In dismissing Cumming’s request for document access as “a political disagreement,” the Scott administration “minimizes the charter authority of the OIG – particularly concerning [its] powers and responsibilities to issue and enforce subpoenas.”
It was the first open court discussion of a dispute that has shaken City Hall, with Scott accusing Baltimore’s good government watchdog of overstepping her authority and Cumming saying Scott and his law department are blocking her efforts to investigate one of his signature crime prevention programs.
While the judge stopped short of making a formal ruling today, she signaled her first impressions of the issue.
The City Charter does give the law department the right “to represent all employees and boards,” White said, but “I have a basic question about whether we should be dealing with that right, while ignoring the responsibility” of the inspector general to investigate government waste, financial fraud and abuse.
Cumming’s ability to enforce subpoenas was not just debated, but crushed by the decisionmaking of the city solicitor’s office – Judge Pamela J. White.
Speaking of the charter amendments approved by voters in 2018 and 2022 that established and then strengthened an OIG independent of the mayor’s office, White said she found reading the legislative record “particularly helpful.”
Lawmakers described each reform effort as “a charter amendment, proposed and agreed and enacted for the purpose of creating an independent Office of Inspector General.”
“Let me repeat that,” White said, speaking slowly and emphatically. “‘For the purpose of creating an independent Office of Inspector General.’”
It was no surprise, then, that as the hearing drew to a close, White left the strong impression that she is inclined to allow Cumming’s attorneys, Anthony May and H. Mark Stichel, to continue with the lawsuit.
“The city solicitor’s office has made decisions . . . that have foreclosed, cut off, shut down any enforcement or enforceability option on the part of the inspector general to pursue its subpoenas and to advance its investigatory responsibilities,” White said.
“The OIG is a, quote-unquote, independent entity within city government,” she continued. “It has certain responsibilities enumerated by the charter, and it is expected to do so without oversight and without interference from the city law department.”
“We are one city”
Representing the law department, deputy chief of litigation Renita Collins belittled talk of OIG independence, calling it “a very nice word and thrown around quite a lot in this proceeding.”
“Was there ever a statement [in the charter] that ‘independence’ meant the right to retain counsel? That right is again exclusive to the city solicitor,” she said.
“We are one city . . . It cannot sue itself,” she intoned.

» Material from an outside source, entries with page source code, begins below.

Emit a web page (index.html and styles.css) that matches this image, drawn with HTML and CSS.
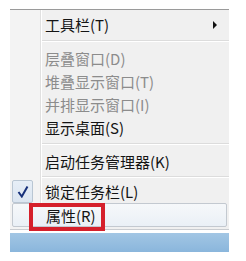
FILE: index.html
```html
<!DOCTYPE html>
<html>
<head>
<title>任务栏菜单</title>
<link rel="stylesheet" href="styles.css">
</head>
<body>

<div class="screen">
  <div class="menu">
    <div class="item">工具栏(T)<span class="arrow"></span></div>
    <div class="sep"></div>
    <div class="item disabled">层叠窗口(D)</div>
    <div class="item disabled">堆叠显示窗口(T)</div>
    <div class="item disabled">并排显示窗口(I)</div>
    <div class="item">显示桌面(S)</div>
    <div class="sep"></div>
    <div class="item">启动任务管理器(K)</div>
    <div class="sep sep-tight"></div>
    <div class="item checked">
      <span class="checkbox">
        <svg width="12" height="13" viewBox="0 0 12 13"><path d="M1.5 7 L4.8 11.5 L10.5 1.5" fill="none" stroke="#16307a" stroke-width="2"/></svg>
      </span>
      锁定任务栏(L)
    </div>
    <div class="item hover">
      属性(R)
      <span class="mark"></span>
    </div>
  </div>
  <div class="taskbar"></div>
</div>

</body>
</html>
```

FILE: styles.css
```css
body {
  margin: 0;
  background-color: #ffffff;
  font-family: "Noto Sans CJK SC", "Noto Sans", sans-serif;
}

.screen {
  padding: 9px 17px 9px 10px;
}

.menu {
  width: 219px;
  border-top: 1px solid #9a9a9a;
  border-bottom: 1px solid #c9ccd0;
  padding: 3px 0 2px 0;
  background: linear-gradient(to right, #f3f3f3 30px, #e0e0e0 30px, #e0e0e0 31px, #ffffff 31px, #ffffff 32px, #f0f0f0 32px);
}

.item {
  position: relative;
  height: 23px;
  line-height: 23px;
  padding-left: 35px;
  font-size: 15px;
  color: #141414;
  white-space: nowrap;
}

.disabled {
  color: #8c8c8c;
}

.arrow {
  position: absolute;
  left: 203px;
  top: 8px;
  border-top: 4px solid transparent;
  border-bottom: 4px solid transparent;
  border-left: 4px solid #111;
}

.sep {
  margin: 4px 0 5px 32px;
  height: 1px;
  background: #dcdcdc;
  border-bottom: 1px solid #ffffff;
}

.sep-tight {
  margin: 3px 0 2px 32px;
}

.checkbox {
  position: absolute;
  left: 2px;
  top: 0;
  width: 19px;
  height: 21px;
  border: 1px solid #b9c6d3;
  border-radius: 2px;
  background: linear-gradient(#e6eef7, #dbe5f0);
  display: flex;
  align-items: center;
  justify-content: center;
}

.hover {
  height: 24px;
  line-height: 24px;
  margin: 0 2px;
  padding-left: 33px;
  border: 1px solid #c3c9d0;
  border-radius: 2px;
  background: linear-gradient(#f6f8fa, #eaf0f6);
  box-sizing: border-box;
}

.mark {
  position: absolute;
  left: 16px;
  top: -1px;
  width: 68px;
  height: 20px;
  border: 4px solid #d5202b;
}

.taskbar {
  margin-top: 3px;
  width: 219px;
  height: 19px;
  background: linear-gradient(#a2c6e4, #8ab6dc);
}
```
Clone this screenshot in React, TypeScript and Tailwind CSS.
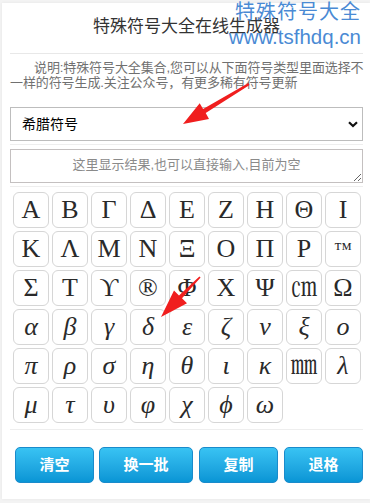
import React from 'react';

const rows: string[][] = [
  ['Α', 'Β', 'Γ', 'Δ', 'Ε', 'Ζ', 'Η', 'Θ', 'Ι'],
  ['Κ', 'Λ', 'Μ', 'Ν', 'Ξ', 'Ο', 'Π', 'Ρ', '™'],
  ['Σ', 'Τ', 'ϒ', '®', 'Φ', 'Χ', 'Ψ', '㎝', 'Ω'],
  ['α', 'β', 'γ', 'δ', 'ε', 'ζ', 'ν', 'ξ', 'ο'],
  ['π', 'ρ', 'σ', 'η', 'θ', 'ι', 'κ', '㎜', 'λ'],
  ['μ', 'τ', 'υ', 'φ', 'χ', 'ϕ', 'ω'],
];

const isLower = (s: string) => s !== s.toUpperCase();

function ActionButton({ label, w }: { label: string; w: string }) {
  return (
    <button
      className={`${w} h-[36px] rounded-[5px] border border-[#1a8bcb] bg-gradient-to-b from-[#38c3f3] to-[#0895d5] text-[15px] font-bold text-white`}
    >
      {label}
    </button>
  );
}

function SymbolKey({ s }: { s: string }) {
  const lower = isLower(s);
  return (
    <button className="flex h-[36px] items-center justify-center rounded-[6px] border border-[#d6d6d6] bg-white text-[#2a2a2a]">
      <span
        className={`font-['Liberation_Serif','DejaVu_Serif','Noto_Serif_CJK_SC','Noto_Sans_CJK_SC',serif] leading-none ${
          lower ? 'italic' : ''
        } ${s === '™' ? 'text-[18px]' : 'text-[26px]'}`}
      >
        {s}
      </span>
    </button>
  );
}

export default function App() {
  return (
    <div className="relative min-h-screen bg-[#f3f3f3] pt-[3px] pl-[2px] font-['Liberation_Sans','Noto_Sans_CJK_SC',sans-serif]">
      <div className="bg-white pl-[8px] pr-[7px] pb-[16px] shadow-[0_0_3px_rgba(0,0,0,0.06)]">
        {/* title */}
        <div className="flex h-[51px] items-center justify-center border-b border-[#e8e8e8] pb-[2px] text-[17px] text-[#333]">
          特殊符号大全在线生成器
        </div>

        {/* description */}
        <p className="mr-[-6px] mt-[6px] indent-[24px] text-[13px] leading-[15px] tracking-[-0.1px] text-[#707070]">
          说明:特殊符号大全集合,您可以从下面符号类型里面选择不一样的符号生成.关注公众号，有更多稀有符号更新
        </p>

        {/* select */}
        <div className="mt-[17px] border-b border-[#eeeeee] pb-[3px]">
          <div className="relative">
            <select className="h-[34px] w-full appearance-none border border-[#bdbdbd] bg-white pl-[11px] text-[14px] text-black outline-none">
              <option>希腊符号</option>
            </select>
            <svg className="pointer-events-none absolute right-[5px] top-[14px]" width="10" height="7" viewBox="0 0 10 7">
              <path d="M1 1.2 L5 5 L9 1.2" fill="none" stroke="#111" strokeWidth="2.2" />
            </svg>
          </div>
        </div>

        {/* result */}
        <div className="mt-[4px] border-b border-[#eeeeee] pb-[3px]">
          <textarea
            className="block h-[34px] w-full border border-[#c4c0c0] px-2 pt-[6px] text-center text-[13px] leading-[18px] text-[#333] outline-none placeholder:text-[#8a8a8a]"
            placeholder="这里显示结果,也可以直接输入,目前为空"
          />
        </div>

        {/* symbols */}
        <div className="border-b border-[#eeeeee] pb-[6px]">
          <div className="ml-[3px] mt-[5px] grid grid-cols-[repeat(9,36px)] gap-[3px]">
            {rows.flat().map((s, i) => (
              <SymbolKey key={i} s={s} />
            ))}
          </div>
        </div>

        {/* actions */}
        <div className="ml-[5px] mt-[17px] flex">
          <ActionButton label="清空" w="w-[80px]" />
          <div className="ml-[5px]">
            <ActionButton label="换一批" w="w-[94px]" />
          </div>
          <div className="ml-[6px]">
            <ActionButton label="复制" w="w-[79px]" />
          </div>
          <div className="ml-[6px]">
            <ActionButton label="退格" w="w-[79px]" />
          </div>
        </div>
      </div>

      {/* watermark */}
      <div className="pointer-events-none absolute right-[9px] top-[1px] flex flex-col items-end text-[#4a8ad4]">
        <span className="text-[20px] leading-[22px] tracking-[1px]">特殊符号大全</span>
        <span className="mt-[3px] text-[20.5px] leading-[22px]">www.tsfhdq.cn</span>
      </div>

      {/* red arrows */}
      <svg className="pointer-events-none absolute left-0 top-0" width="370" height="503">
        <polygon
          fill="#f01e1e"
          points="183,124 209,119 205.7,113.1 249.6,85 248.4,83 203.1,108.9 199.7,103.3"
        />
        <polygon
          fill="#f01e1e"
          points="161,317 187,303.2 182,298.3 200.6,277.6 199.4,276.4 179,295.5 174,290.6"
        />
      </svg>
    </div>
  );
}
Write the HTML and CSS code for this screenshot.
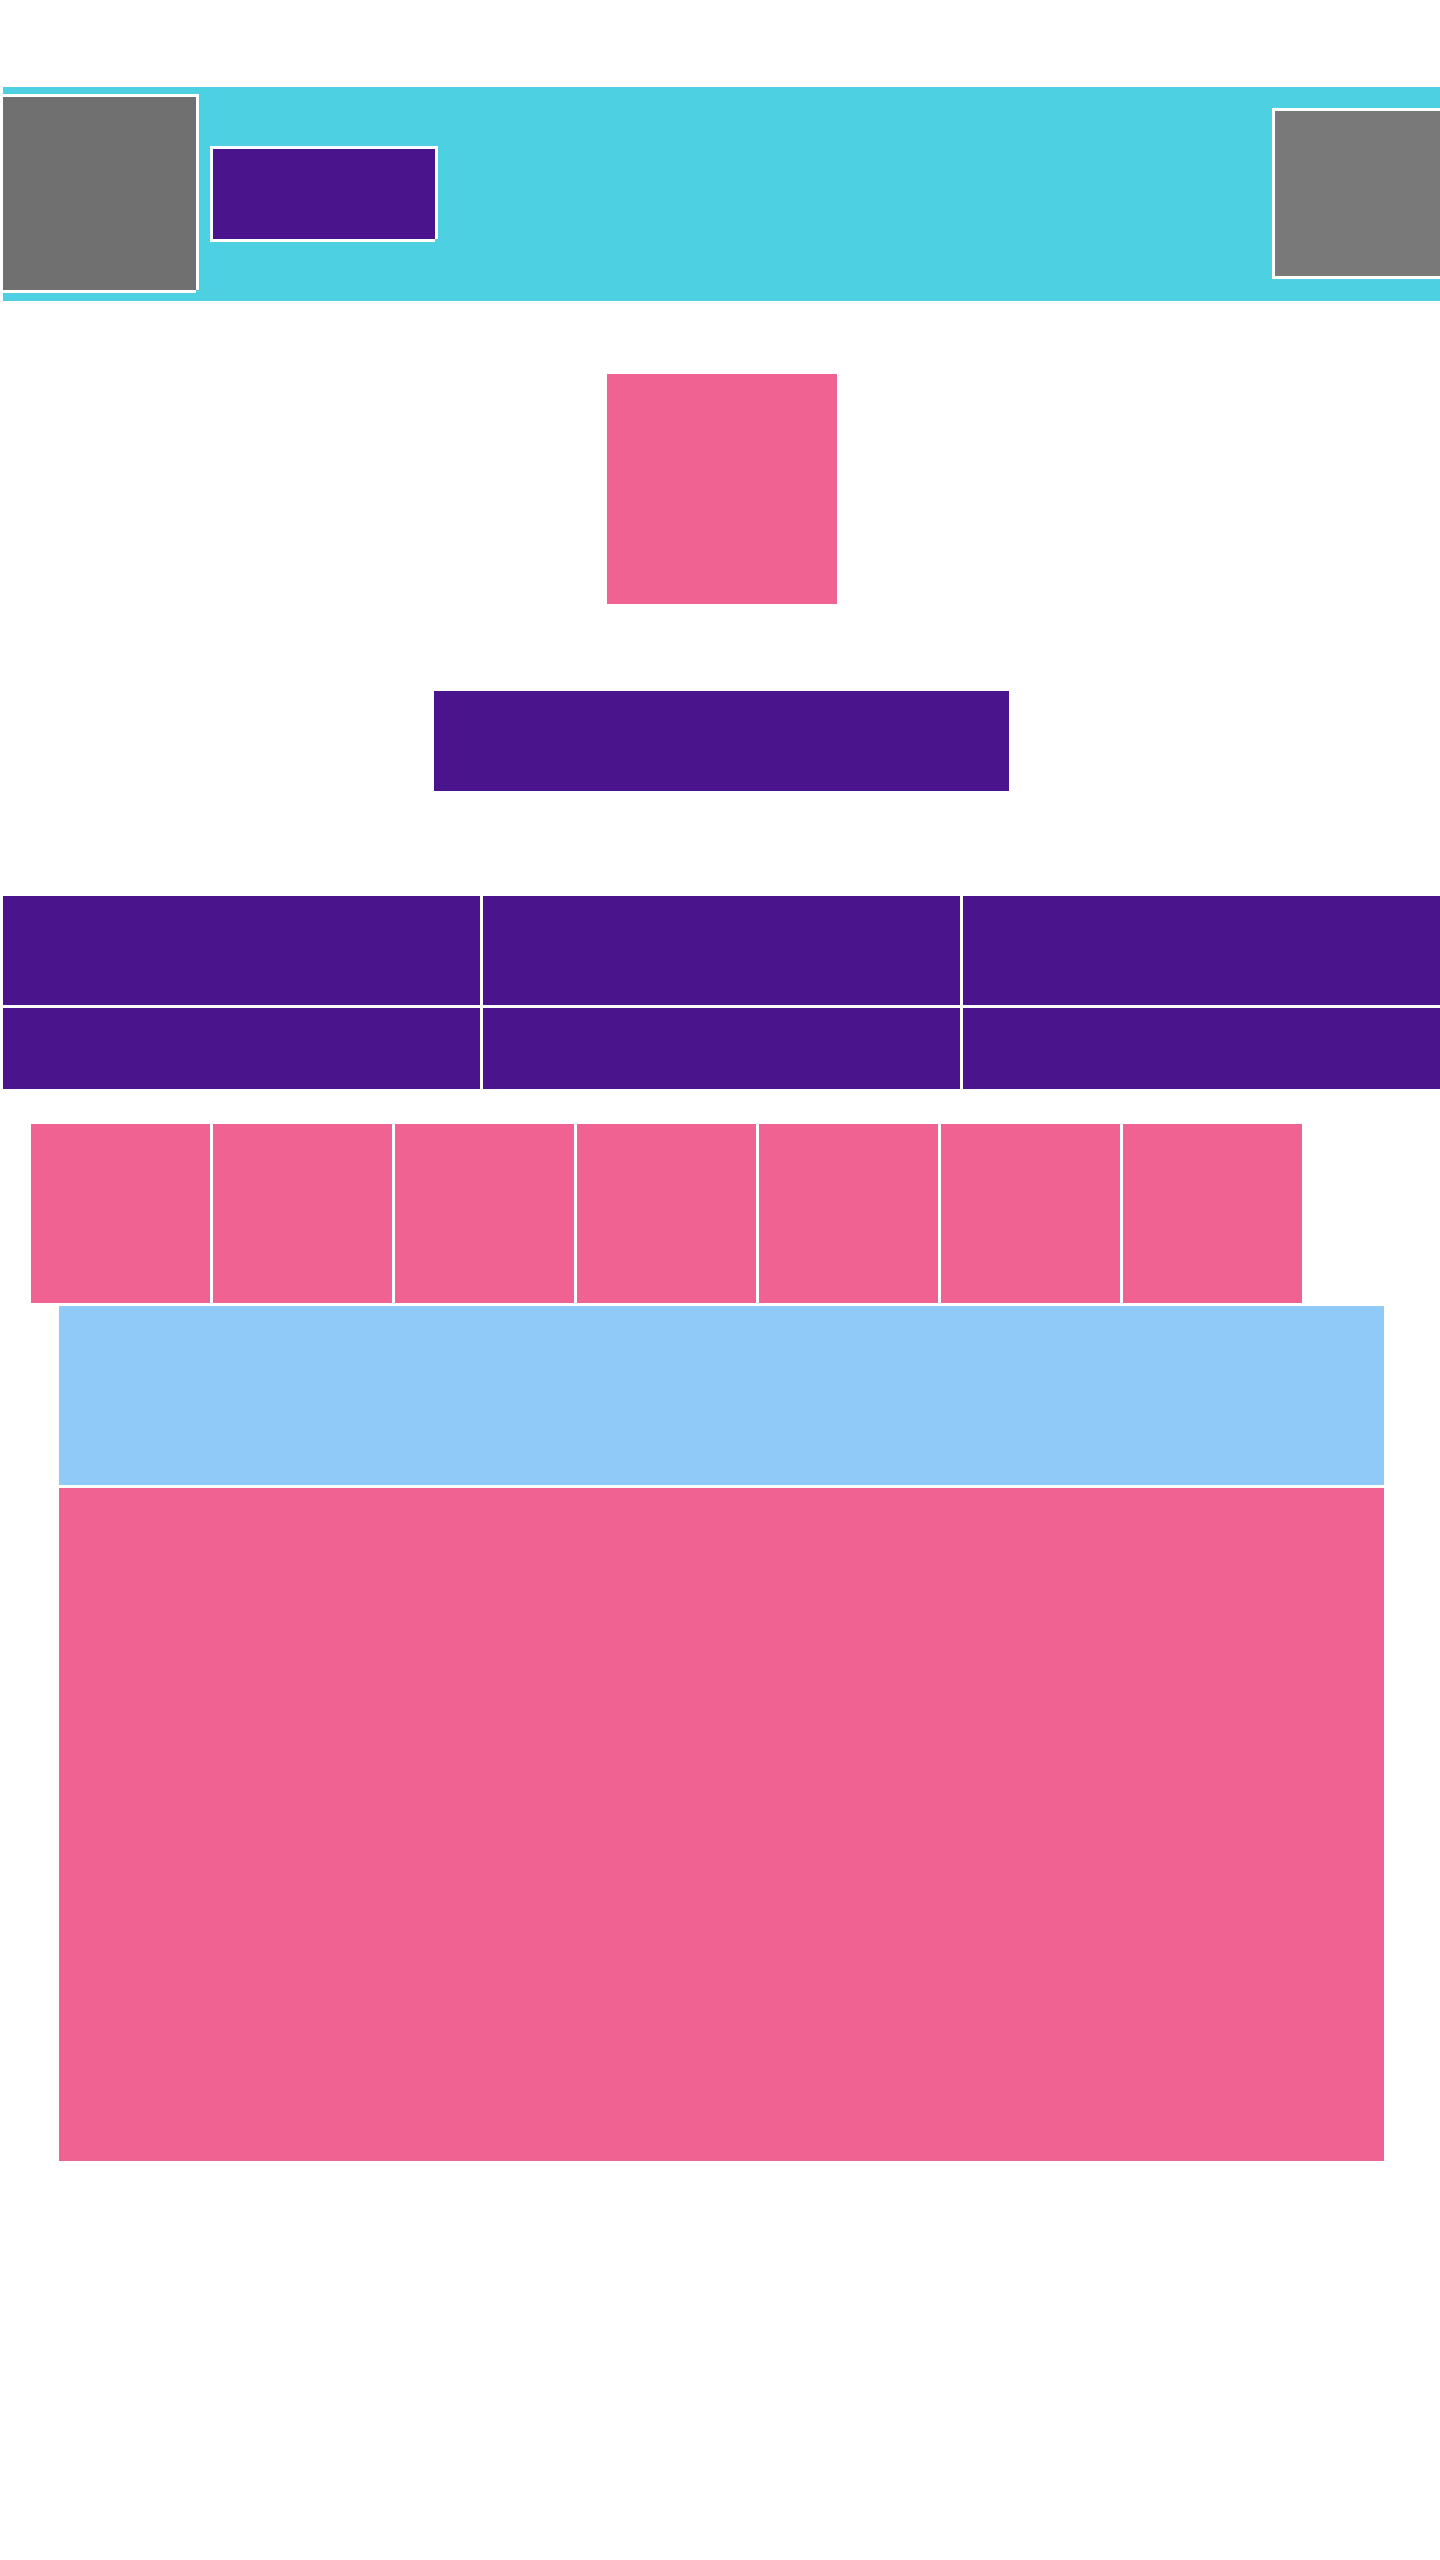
FILE: index.html
```html
<!DOCTYPE html>
<html lang="en">
  <head>
    <meta charset="UTF-8" />
    <meta name="viewport" content="width=device-width, initial-scale=1.0" />
    <title>Layout</title>
    <link rel="stylesheet" href="styles.css">
  </head>
  <body>
    <div class="page">
      <div class="header">
        <div class="logo"></div>
        <div class="brand"></div>
        <div class="avatar"></div>
      </div>

      <div class="hero"></div>
      <div class="cta"></div>

      <div class="grid">
        <div class="cell row_a"></div>
        <div class="cell row_a"></div>
        <div class="cell row_a"></div>
        <div class="cell row_b"></div>
        <div class="cell row_b"></div>
        <div class="cell row_b"></div>
      </div>

      <ul class="thumbs">
        <li></li>
        <li></li>
        <li></li>
        <li></li>
        <li></li>
        <li></li>
        <li></li>
      </ul>

      <div class="panel">
        <div class="panel_top"></div>
        <div class="panel_body"></div>
      </div>
    </div>
  </body>
</html>
```

FILE: styles.css
```css
* {
  padding: 0;
  margin: 0;
}
html,
body {
  background-color: #fff;
  overflow-x: hidden;
}
ul {
  list-style: none;
}
.page {
  width: 1437px;
  margin-left: 3px;
  padding-top: 87px;
  padding-bottom: 399px;
}

/* header bar */
.header {
  height: 214px;
  background: #4dd0e1;
  display: flex;
  align-items: center;
  overflow: hidden;
}
.logo,
.brand,
.avatar {
  /* 3px white frame, bottom-right corner left open */
  box-shadow: -3px -3px 0 #fff, 0 -3px 0 #fff, 3px -3px 0 #fff,
    -3px 0 0 #fff, 3px 0 0 #fff, -3px 3px 0 #fff, 0 3px 0 #fff;
}
.logo {
  width: 193px;
  height: 193px;
  margin-top: -1px;
  background: #707070;
}
.brand {
  width: 222px;
  height: 90px;
  margin-left: 17px;
  background: #4a148c;
}
.avatar {
  width: 193px;
  height: 165px;
  margin-left: auto;
  margin-right: -28px;
  margin-top: -1px;
  background: #797979;
}

/* centered blocks */
.hero {
  width: 230px;
  height: 230px;
  margin: 73px auto 0;
  background: #f06292;
}
.cta {
  width: 575px;
  height: 100px;
  margin: 87px auto 0;
  background: #4a148c;
}

/* 3 x 2 grid */
.grid {
  display: grid;
  grid-template-columns: repeat(3, 1fr);
  grid-template-rows: 109px 81px;
  gap: 3px;
  margin-top: 105px;
}
.cell {
  background: #4a148c;
}

/* thumbnails */
.thumbs {
  display: flex;
  gap: 3px;
  margin: 35px 0 0 28px;
}
.thumbs li {
  width: 179px;
  height: 179px;
  background: #f06292;
}

/* panel */
.panel {
  width: 1325px;
  margin: 3px 0 0 56px;
  display: flex;
  flex-direction: column;
  gap: 3px;
}
.panel_top {
  height: 179px;
  background: #90caf9;
}
.panel_body {
  height: 673px;
  background: #f06292;
}
```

Collins addressed the Maryland Public Information Act (MPIA) that governs the right of the public, with numerous exceptions, to obtain public documents. The Scott administration said Cumming was subject to the MPIA when it shut down her access to documents earlier this year.
COLLINS: “She has the power to subpoena records, but she does not have the power to violate the MPIA and other laws.”
WHITE: “Is that ultimately a decision for the city solicitor to make? Or for a court of competent jurisdiction to make?”
OIG independence “is a very nice word and thrown around quite a lot in this proceeding” – City Attorney Renita Collins.
COLLINS: “Under the current charter, the city solicitor.”
WHITE: “And if that’s perceived as interfering with, obstructing or otherwise denying the IG the opportunity to engage in their duties, their responsibilities – that’s not a conflict?”
Collins said it was not. If Cumming “is dissatisfied with the scope of her powers within that charter, she can seek a charter amendment to change the powers,” she stated.
“Sordid history with corruption”
The inspector general’s powers already reside in the charter, Cumming’s attorney, May, argued.
“It is an independent agency. That was the purpose of changing of the laws over and over again by overwhelming voter support,” he said.
“In 2018, the law expressly removed the requirement that the city solicitor approve subpoenas,” May said. “It expressly indicates that the OIG has the independent authority to enforce subpoenas.”
“Prior to 2022,” he continued, “it was the mayor, it was the city solicitor, it was other political appointees who oversaw the Office of the Inspector General,” he said.
“That was a problem because of the city’s sordid history with public corruption. What the voters decided was that this truly needs to be an independent office.”
After hearing both sides, White concluded that the two points of view about the OIG’s powers are far apart.
“The allegations in this case, as I have reviewed them, makes it obvious there is an irreconcilable conflict,” she remarked.
The judge also addressed the city’s motion filed earlier this week to seal portion’s of Cumming’s amended complaint from public view.
After reviewing the city’s motion, White said she didn’t think she would need to refer to those passages when considering the complaint. (Some of those passages were included in a story this week in The Brew.)
“In other words, I didn’t see any particular urgency on my part to address the substance of that motion to seal,” she said.
Still pending is White’s consideration of Cumming’s request for the court to affirm her subpoena power and to issue an injunction t0 prevent the Scott administration from taking any actions that would impede the work of her office.